A library in transit: how 9,000 books found their way to Vanuatu
It starts, as these things often do, with a question. What do you do with a lifetime of books?
For CHL alum, Dr Matthew Spriggs, the answer began to take shape after retirement, when he found himself in Vanuatu, volunteering at the national library. The Pacific collection was there—but not substantial. It felt incomplete.
So, he made a decision. He would give them his library.
What followed was less a single act than a quiet chain reaction. A call went out across ANU, answered by many colleagues, especially from the ANU School of Culture, History & Language within the College of Asia and the Pacific. Books began arriving from across academic lifetimes—collections built over decades, now finding a new destination. Volumes came from scholars like Darrell Tryon, Jeff Siegel, David Walsh, and Peter Bellwood.
Some arrived through careful planning. Others carried their own small stories—a handwritten note left with boxes at the doorstep, a daughter driving across France to pass on her father’s books, a handful of volumes tucked into a suitcase and carried across borders.
And then there was the question of Jack Golson’s library.
For years, those books had remained close. Letting them go was not simply logistical. But in January 2026, they arrived in Vanuatu. As Spriggs opened the boxes and began to count, the scale of what had taken shape became clear: 9,000 new acquisitions. Of these, 3,500 were Golson’s Pacific volumes, joined by more than 2,500 from Spriggs’ own shelves and hundreds more from colleagues and collaborators.
“Jack would have been very pleased,” Spriggs says. His final fieldwork, after all, had been in Vanuatu.
Today, the collection sits in a reference library in Vanuatu—used by school students, researchers, linguists, and even those navigating land disputes. In a country with the highest number of languages per capita in the world, the significance is hard to overstate. Much of the scholarship on these languages has long been held elsewhere, often in Australia. This begins, in some small way, to shift that balance.
There is more to come. Plans are underway to expand the space, to raise the library’s profile, and, by 2030—the 50th anniversary of Vanuatu’s independence—to digitise key materials in Vanuatu languages held abroad.
For Spriggs, this project is part of a broader shift. In recent years, he has been steadily donating materials to institutions including the National Library of Australia and archival collections. “I don’t throw away anything,” he says. “It is satisfying—the knowledge is important. It’s my entire career.”
But here, that knowledge has taken on a different kind of life. Not stored. Not static. Still moving—across shelves, across borders, and into the hands of those it speaks most closely to.
If the numbers suggest scale, the details reveal something else.
Among the collection are early missionary translations of Pacific languages, fragments of linguistic history that exist in only a handful of copies worldwide. There is a second edition of a 17th-century account of the Spanish explorer Pedro Fernandes de Queirós’s encounter with Vanuatu. And, almost by accident, a small, worn volume of 48 traditional Māori songs printed in South Africa in 1857—one of only four known copies outside of libraries in Australia and New Zealand.
Finding it was not planned.
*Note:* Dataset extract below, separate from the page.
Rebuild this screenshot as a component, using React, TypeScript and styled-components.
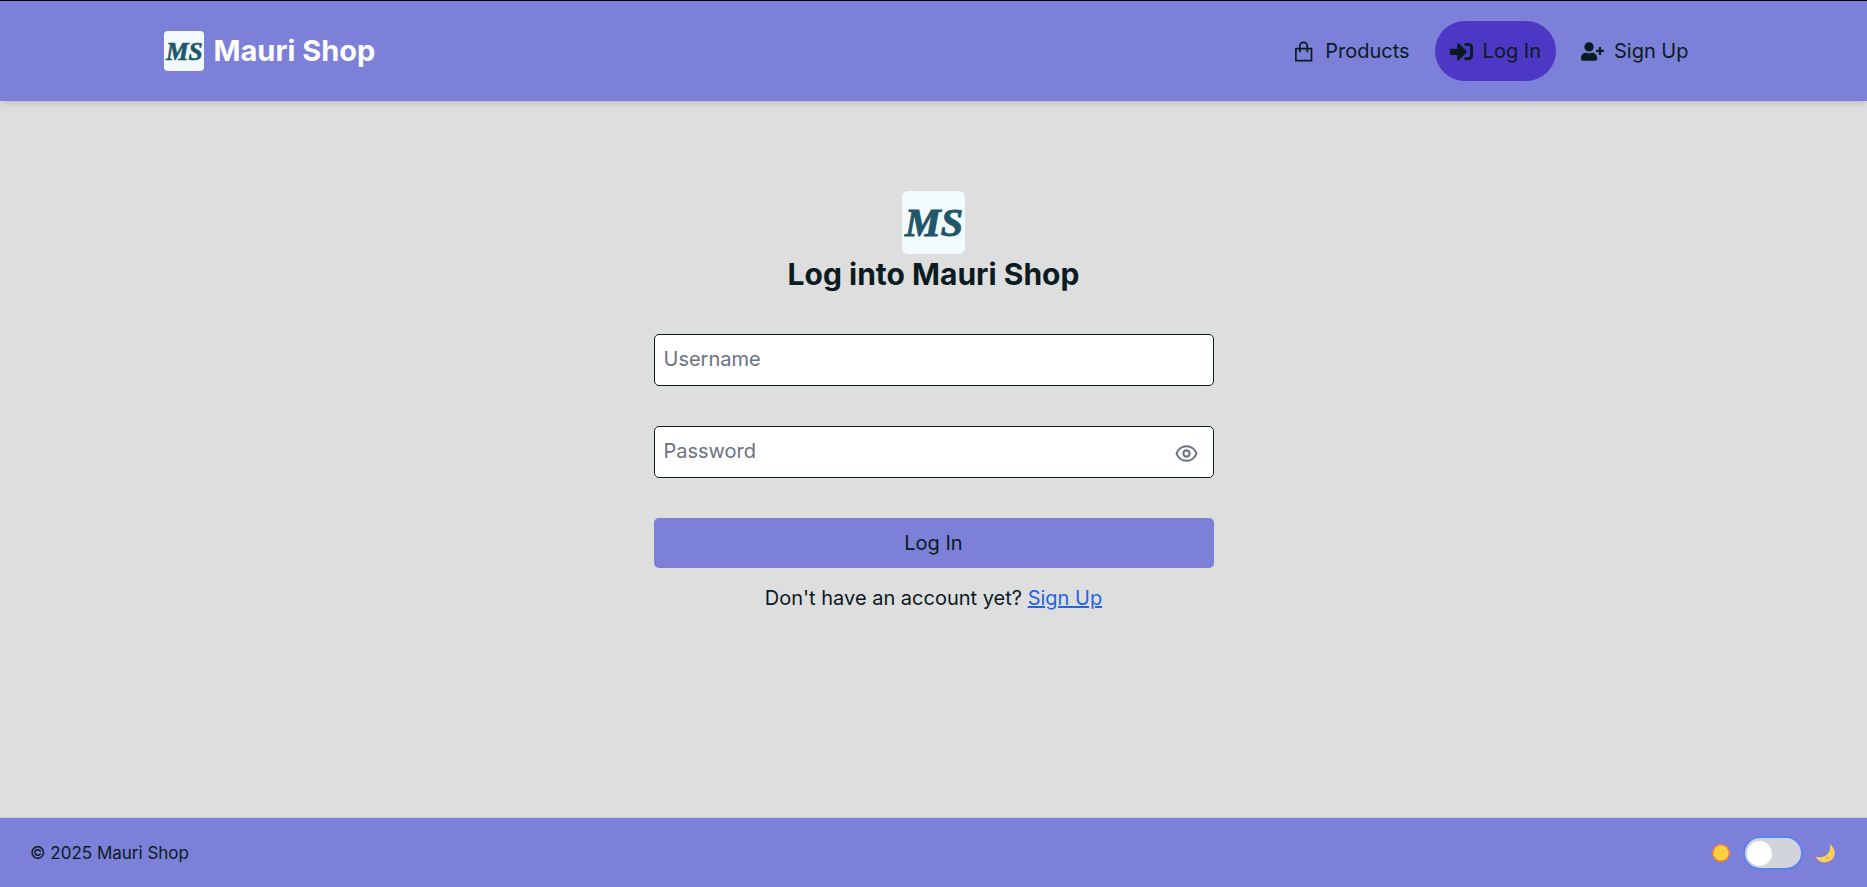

It simply looked old enough to include in an exhibition. Only later did its rarity become clear.
Getting the books there, however, was anything but accidental. At one point, Spriggs’ apartment was overtaken—books stacked across every available surface. In total, 188 boxes were packed into a shipping container. The hardest part, he says, was not deciding what to give away, rather the logistics: gathering everything, coordinating contributions, and moving a lifetime of material across the ocean.
Sixteen boxes still remain unopened.